The Alaska locker room was like a scene from a wake after the team left the floor during Game 7. “I have been on both sides of the court, winning a championship and losing but I have never seen a sadder one that our locker room that night,” described first assistant Louie Alas. “The tears really flowed. Not much was said. What do you say? There was nothing to say. Everything has been said.”
In their first practice last Tuesday, February 9, Compton chose his words well. “Embrace the pain,” he told his wards. “But we have to move forward. We have to do this not only for ourselves and management but also for the fans to show that we are worthy of their support. It won’t be easy but nothing is ever easy. So we have to embrace the pain and use it.”

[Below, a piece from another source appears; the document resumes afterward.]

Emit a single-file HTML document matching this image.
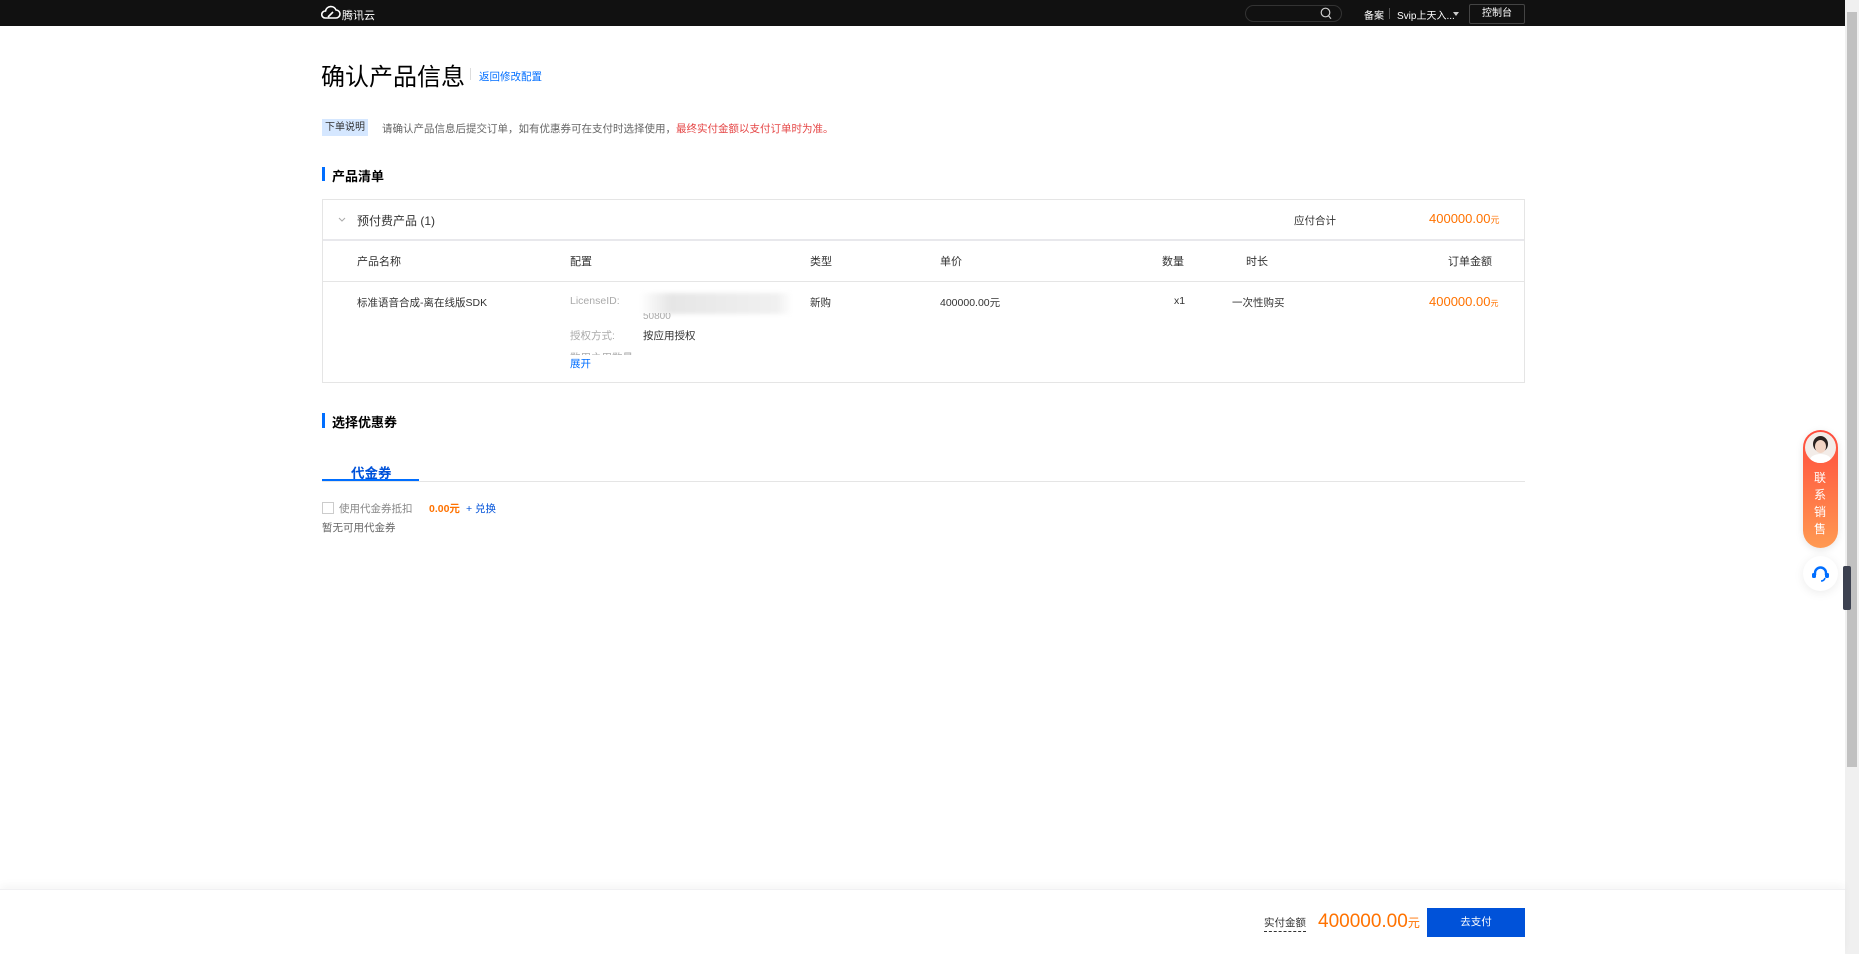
<!DOCTYPE html>
<html><head><meta charset="utf-8"><style>
*{margin:0;padding:0;box-sizing:border-box}
body{width:1859px;height:954px;overflow:hidden;background:#fff;font-family:"Liberation Sans","Noto Sans CJK SC",sans-serif;font-size:12px;color:#333;position:relative}
.abs{position:absolute;white-space:nowrap}
.top{position:absolute;left:0;top:0;width:1845px;height:26px;background:#111}
.or{color:#ff7200}
.blue{color:#006eff}
.th{position:absolute;top:253px;font-size:11px;color:#333}
</style></head><body>
<div class="top">
 <svg class="abs" style="left:321px;top:5px" width="20" height="15" viewBox="0 0 20 15"><path d="M4 13h11a4 4 0 0 0 0-8 5.5 5.5 0 0 0-10.5 1A3.5 3.5 0 0 0 4 13z" fill="none" stroke="#fff" stroke-width="1.6"/><path d="M7 12l5-5" stroke="#fff" stroke-width="1.6"/></svg>
 <div class="abs" style="left:342px;top:7px;color:#fff;font-size:11px">腾讯云</div>
 <div class="abs" style="left:1245px;top:5px;width:97px;height:17px;border:1px solid #333;border-radius:9px"></div>
 <svg class="abs" style="left:1320px;top:7px" width="12" height="13" viewBox="0 0 12 13"><circle cx="5.5" cy="5.5" r="4.3" fill="none" stroke="#ccc" stroke-width="1.2"/><path d="M8.5 8.8l2.5 3" stroke="#ccc" stroke-width="1.2"/></svg>
 <div class="abs" style="left:1364px;top:7px;color:#fff;font-size:10px">备案</div>
 <div class="abs" style="left:1389px;top:8px;width:1px;height:11px;background:#555"></div>
 <div class="abs" style="left:1397px;top:7px;color:#fff;font-size:10px">Svip上天入...</div>
 <div class="abs" style="left:1453px;top:12px;border:3px solid transparent;border-top:4px solid #ccc"></div>
 <div class="abs" style="left:1469px;top:4px;width:56px;height:20px;border:1px solid #444;border-radius:2px;color:#fff;font-size:10px;text-align:center;line-height:18px">控制台</div>
</div>
<div class="abs" style="left:1845px;top:0;width:14px;height:954px;background:#f0f0f0"></div>
<div class="abs" style="left:1847px;top:12px;width:10px;height:755px;background:#c1c1c1"></div>
<div class="abs" style="left:1843px;top:566px;width:8px;height:44px;background:#3c4150;border-radius:2px"></div>

<div class="abs" style="left:321px;top:57px;font-size:24px;color:#000">确认产品信息</div>
<div class="abs" style="left:470px;top:68px;width:1px;height:12px;background:#ddd"></div>
<div class="abs blue" style="left:479px;top:69px;font-size:10.5px">返回修改配置</div>

<div class="abs" style="left:322px;top:119px;width:46px;height:17px;background:#d5e7ff;color:#333;font-size:10px;text-align:center;line-height:17px">下单说明</div>
<div class="abs" style="left:382px;top:121px;font-size:10.5px;color:#666">请确认产品信息后提交订单，如有优惠券可在支付时选择使用，<span style="color:#e54545">最终实付金额以支付订单时为准。</span></div>

<div class="abs" style="left:322px;top:167px;width:3px;height:14px;background:#006eff"></div>
<div class="abs" style="left:332px;top:166px;font-size:13px;font-weight:bold;color:#000">产品清单</div>

<div class="abs" style="left:322px;top:199px;width:1203px;height:184px;border:1px solid #e5e5e5"></div>
<div class="abs" style="left:323px;top:239px;width:1201px;height:2px;background:#e8e8ec"></div>
<div class="abs" style="left:323px;top:281px;width:1201px;height:1px;background:#e5e5e5"></div>
<svg class="abs" style="left:338px;top:217px" width="8" height="6" viewBox="0 0 8 6"><path d="M1 1l3 3 3-3" fill="none" stroke="#aaa"/></svg>
<div class="abs" style="left:357px;top:212px;font-size:12px;color:#333">预付费产品 (1)</div>
<div class="abs" style="left:1294px;top:213px;font-size:10.5px">应付合计</div>
<div class="abs or" style="left:1429px;top:211px;font-size:13px">400000.00<span style="font-size:9px">元</span></div>

<div class="th" style="left:357px">产品名称</div>
<div class="th" style="left:570px">配置</div>
<div class="th" style="left:810px">类型</div>
<div class="th" style="left:940px">单价</div>
<div class="th" style="left:1162px">数量</div>
<div class="th" style="left:1246px">时长</div>
<div class="th" style="left:1448px">订单金额</div>

<div class="abs" style="left:357px;top:295px;font-size:10.5px">标准语音合成-离在线版SDK</div>
<div class="abs" style="left:570px;top:295px;font-size:10.5px;color:#aaa">LicenseID:</div>
<div class="abs" style="left:640px;top:293px;width:152px;height:21px;background:linear-gradient(90deg,#fff,#e6e6e6 20%,#ececec 60%,#f0f0f0 90%,#fff);filter:blur(2px)"></div>
<div class="abs" style="left:643px;top:313px;font-size:10px;color:#aaa;height:7px;overflow:hidden;line-height:7px">50800</div>
<div class="abs" style="left:570px;top:328px;font-size:10.5px;color:#aaa">授权方式:</div>
<div class="abs" style="left:643px;top:328px;font-size:10.5px">按应用授权</div>
<div class="abs" style="left:570px;top:350px;font-size:10.5px;color:#aaa;height:5px;overflow:hidden">数用之用数量</div>
<div class="abs blue" style="left:570px;top:356px;font-size:10.5px">展开</div>
<div class="abs" style="left:810px;top:295px;font-size:10.5px">新购</div>
<div class="abs" style="left:940px;top:295px;font-size:10.5px">400000.00元</div>
<div class="abs" style="left:1174px;top:295px;font-size:10.5px">x1</div>
<div class="abs" style="left:1232px;top:295px;font-size:10.5px">一次性购买</div>
<div class="abs or" style="left:1429px;top:294px;font-size:13px">400000.00<span style="font-size:8px">元</span></div>

<div class="abs" style="left:322px;top:413px;width:3px;height:15px;background:#006eff"></div>
<div class="abs" style="left:332px;top:412px;font-size:13px;font-weight:bold;color:#000">选择优惠券</div>

<div class="abs" style="left:322px;top:481px;width:1203px;height:1px;background:#e5e5e5"></div>
<div class="abs" style="left:322px;top:479px;width:97px;height:2px;background:#006eff"></div>
<div class="abs blue" style="left:351px;top:462px;font-size:13.5px;font-weight:bold;color:#0052d9">代金券</div>

<div class="abs" style="left:322px;top:502px;width:12px;height:12px;border:1px solid #ccc"></div>
<div class="abs" style="left:339px;top:501px;font-size:10.5px;color:#888">使用代金券抵扣</div>
<div class="abs or" style="left:429px;top:501px;font-size:10.5px;font-weight:bold">0.00元</div>
<div class="abs" style="left:466px;top:501px;font-size:10.5px;color:#0052d9">+ 兑换</div>
<div class="abs" style="left:322px;top:520px;font-size:10.5px;color:#666">暂无可用代金券</div>

<div class="abs" style="left:1803px;top:430px;width:35px;height:118px;border-radius:18px;background:linear-gradient(#ff4a3c,#ff9a52);box-shadow:0 2px 8px rgba(0,0,0,.1)"></div>
<div class="abs" style="left:1805px;top:432px;width:31px;height:31px;border-radius:50%;background:#f3ece8;overflow:hidden"><div style="position:absolute;left:8px;top:4px;width:15px;height:16px;border-radius:50%;background:#2a2220"></div><div style="position:absolute;left:10px;top:8px;width:11px;height:13px;border-radius:50%;background:#f2d4c4"></div><div style="position:absolute;left:5px;top:22px;width:21px;height:12px;border-radius:50%;background:#fff"></div></div>
<div class="abs" style="left:1814px;top:470px;color:#fff;font-size:12px;line-height:17px;white-space:normal;width:14px">联系销售</div>
<div class="abs" style="left:1803px;top:556px;width:35px;height:35px;border-radius:50%;background:#fff;box-shadow:0 2px 10px rgba(0,0,0,.08)"></div>
<svg class="abs" style="left:1811px;top:565px" width="19" height="17" viewBox="0 0 19 17"><path d="M4 10V8a5.5 5.5 0 0 1 11 0v2" fill="none" stroke="#006eff" stroke-width="2.4"/><rect x="1" y="8" width="4" height="5" rx="1.5" fill="#006eff"/><rect x="14" y="8" width="4" height="5" rx="1.5" fill="#006eff"/><path d="M14 13q-1 3-4 3" fill="none" stroke="#006eff" stroke-width="1.6"/></svg>

<div class="abs" style="left:0;top:889px;width:1845px;height:65px;background:#fff;box-shadow:0 -4px 8px rgba(0,0,0,.04);border-top:1px solid #f0f0f2"></div>
<div class="abs" style="left:1264px;top:916px;font-size:10.5px;border-bottom:1px dashed #333;line-height:15px">实付金额</div>
<div class="abs or" style="left:1318px;top:911px;font-size:19px">400000.00<span style="font-size:12px">元</span></div>
<div class="abs" style="left:1427px;top:908px;width:98px;height:29px;background:#0052d9;color:#fff;text-align:center;line-height:29px;font-size:10.5px">去支付</div>
</body></html>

“I for one, couldn’t wait to get back to practice and for the games to start,” added Jazul. “When you’re at home resting and not doing anything, you think about it and you feel sad all over again. Over the days, you find things to smile about which is good, but we need for our Commissioner’s Cup to begin so we focus on our games. Winning and getting back will ease that pain. At least I think so.”
When preparations for the 2015-16 PBA season got underway, Compton sat down with us and pointed out that he didn’t make any changes to the team that concluded the 40th season of the pro league where they booked two finals seats but came away first runner-up each time. “I want some continuity; to further build chemistry. I wanted to go with my guys who have worked hard to get here.”
One conference later, one more finals loss, Compton is still sticking with his team. Rob Dozier is back in harness for a third time. Like some of his Alaska teammates and coaches, he’s been there too. He won a championship during his first stint with the team (the 2013 Commissioner’s Cup). He returned the following season but his team was knocked out in the early goings. He was here to witness the finals debacle. “It’s easy to say something but I’d rather not,” Dozier would later say. “I’ll just let my game do the talking."
On the day of the Aces’ return to training, Compton reiterated, “Like I said during the post-match press conference, there’s no other team I’d like to coach or be with than these guys. We just have to get over the hump.”
During the Friday practice, Jazul, Chris Banchero, and Josh Vanlandingham arrive before 12 noon at the Gatorade Hoops Center. The latter two engage in a game of horse. There’s some laughter and friendly banter.
A few minutes later, Casio arrived, shook hands with his teammates and began stretching.
Jazul is going from end to end, dribbling the basketball. The laughter echoes. “Now there’s something we haven’t heard in a while,” noted Jazul. “That’s a good start."